**THE TASK**
The answer is one number: how many lines in the data below hold "that".

**TASK MATERIAL**
········
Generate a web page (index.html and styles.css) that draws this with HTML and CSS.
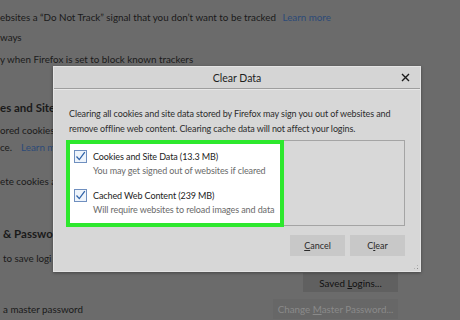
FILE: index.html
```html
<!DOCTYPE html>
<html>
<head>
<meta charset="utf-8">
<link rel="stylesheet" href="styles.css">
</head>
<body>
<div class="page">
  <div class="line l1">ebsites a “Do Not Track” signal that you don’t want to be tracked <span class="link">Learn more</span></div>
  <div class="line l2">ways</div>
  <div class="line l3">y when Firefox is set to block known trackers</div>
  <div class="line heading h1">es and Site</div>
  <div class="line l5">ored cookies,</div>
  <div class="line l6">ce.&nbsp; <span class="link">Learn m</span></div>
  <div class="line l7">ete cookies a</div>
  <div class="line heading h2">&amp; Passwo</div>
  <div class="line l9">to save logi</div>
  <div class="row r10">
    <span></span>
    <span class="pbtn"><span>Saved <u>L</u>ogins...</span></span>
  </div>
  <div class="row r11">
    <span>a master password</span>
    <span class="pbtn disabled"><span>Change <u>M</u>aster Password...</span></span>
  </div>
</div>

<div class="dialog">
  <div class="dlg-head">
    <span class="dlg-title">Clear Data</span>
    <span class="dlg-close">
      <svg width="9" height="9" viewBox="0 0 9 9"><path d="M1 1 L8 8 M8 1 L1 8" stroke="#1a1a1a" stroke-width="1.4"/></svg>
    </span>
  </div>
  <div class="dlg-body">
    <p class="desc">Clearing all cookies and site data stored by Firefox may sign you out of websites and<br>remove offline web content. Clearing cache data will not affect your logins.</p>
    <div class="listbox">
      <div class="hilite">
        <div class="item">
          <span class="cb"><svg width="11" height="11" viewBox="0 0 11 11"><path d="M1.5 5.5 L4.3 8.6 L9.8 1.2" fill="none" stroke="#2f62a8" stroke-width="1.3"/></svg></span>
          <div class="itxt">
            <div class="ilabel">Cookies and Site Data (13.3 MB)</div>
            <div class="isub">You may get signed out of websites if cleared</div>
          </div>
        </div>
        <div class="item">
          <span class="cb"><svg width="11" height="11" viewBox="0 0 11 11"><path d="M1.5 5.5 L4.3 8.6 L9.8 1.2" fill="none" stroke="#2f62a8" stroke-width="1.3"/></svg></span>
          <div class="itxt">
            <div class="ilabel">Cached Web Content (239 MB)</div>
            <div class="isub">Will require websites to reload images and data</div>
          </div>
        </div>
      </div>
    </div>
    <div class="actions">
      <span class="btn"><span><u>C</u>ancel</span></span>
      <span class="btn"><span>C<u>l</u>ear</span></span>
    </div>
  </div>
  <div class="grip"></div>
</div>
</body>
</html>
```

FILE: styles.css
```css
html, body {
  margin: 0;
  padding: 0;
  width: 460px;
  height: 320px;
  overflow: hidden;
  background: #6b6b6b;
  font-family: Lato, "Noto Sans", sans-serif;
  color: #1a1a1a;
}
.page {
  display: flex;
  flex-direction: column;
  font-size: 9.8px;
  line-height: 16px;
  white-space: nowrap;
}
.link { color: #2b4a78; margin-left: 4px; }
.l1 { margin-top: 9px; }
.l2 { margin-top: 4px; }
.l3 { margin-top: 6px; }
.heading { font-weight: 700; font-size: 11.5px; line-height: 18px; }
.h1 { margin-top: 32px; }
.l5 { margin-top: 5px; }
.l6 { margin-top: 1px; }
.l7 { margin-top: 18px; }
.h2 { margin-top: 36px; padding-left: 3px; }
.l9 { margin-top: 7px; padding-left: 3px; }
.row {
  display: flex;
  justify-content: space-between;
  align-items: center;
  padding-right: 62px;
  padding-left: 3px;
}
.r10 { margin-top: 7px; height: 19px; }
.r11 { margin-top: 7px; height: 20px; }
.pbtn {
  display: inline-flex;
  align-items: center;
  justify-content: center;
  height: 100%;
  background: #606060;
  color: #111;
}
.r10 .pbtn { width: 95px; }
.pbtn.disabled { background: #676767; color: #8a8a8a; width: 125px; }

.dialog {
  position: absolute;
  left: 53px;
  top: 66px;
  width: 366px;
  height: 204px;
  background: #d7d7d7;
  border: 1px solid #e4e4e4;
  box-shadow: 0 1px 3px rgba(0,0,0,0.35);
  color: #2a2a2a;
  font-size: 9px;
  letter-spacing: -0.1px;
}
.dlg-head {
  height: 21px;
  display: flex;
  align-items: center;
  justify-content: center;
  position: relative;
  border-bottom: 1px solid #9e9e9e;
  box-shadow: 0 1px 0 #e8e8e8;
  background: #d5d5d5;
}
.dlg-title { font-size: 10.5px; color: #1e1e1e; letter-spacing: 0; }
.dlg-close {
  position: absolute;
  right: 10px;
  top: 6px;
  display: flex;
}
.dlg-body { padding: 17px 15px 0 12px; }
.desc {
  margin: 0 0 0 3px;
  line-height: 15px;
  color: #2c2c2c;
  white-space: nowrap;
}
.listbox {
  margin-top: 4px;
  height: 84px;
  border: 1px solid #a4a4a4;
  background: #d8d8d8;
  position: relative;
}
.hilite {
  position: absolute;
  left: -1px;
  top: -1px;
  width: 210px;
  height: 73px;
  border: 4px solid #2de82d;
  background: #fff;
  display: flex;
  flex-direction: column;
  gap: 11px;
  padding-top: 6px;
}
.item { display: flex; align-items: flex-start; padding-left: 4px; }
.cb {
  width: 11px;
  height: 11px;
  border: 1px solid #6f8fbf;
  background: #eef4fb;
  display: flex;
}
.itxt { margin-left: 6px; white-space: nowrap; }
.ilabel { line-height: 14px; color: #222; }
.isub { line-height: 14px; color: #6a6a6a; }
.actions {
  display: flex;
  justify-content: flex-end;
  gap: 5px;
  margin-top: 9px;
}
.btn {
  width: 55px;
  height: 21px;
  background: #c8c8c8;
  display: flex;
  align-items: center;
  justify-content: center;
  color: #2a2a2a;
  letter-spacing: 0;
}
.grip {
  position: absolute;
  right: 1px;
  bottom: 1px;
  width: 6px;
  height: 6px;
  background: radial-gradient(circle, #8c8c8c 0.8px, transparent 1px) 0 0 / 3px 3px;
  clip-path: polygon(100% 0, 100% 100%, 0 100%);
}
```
········
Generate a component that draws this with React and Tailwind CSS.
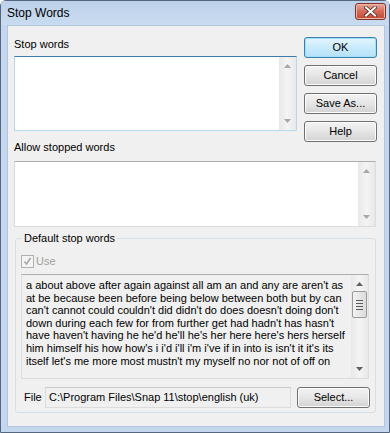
········
**CORRECT RESPONSE**
3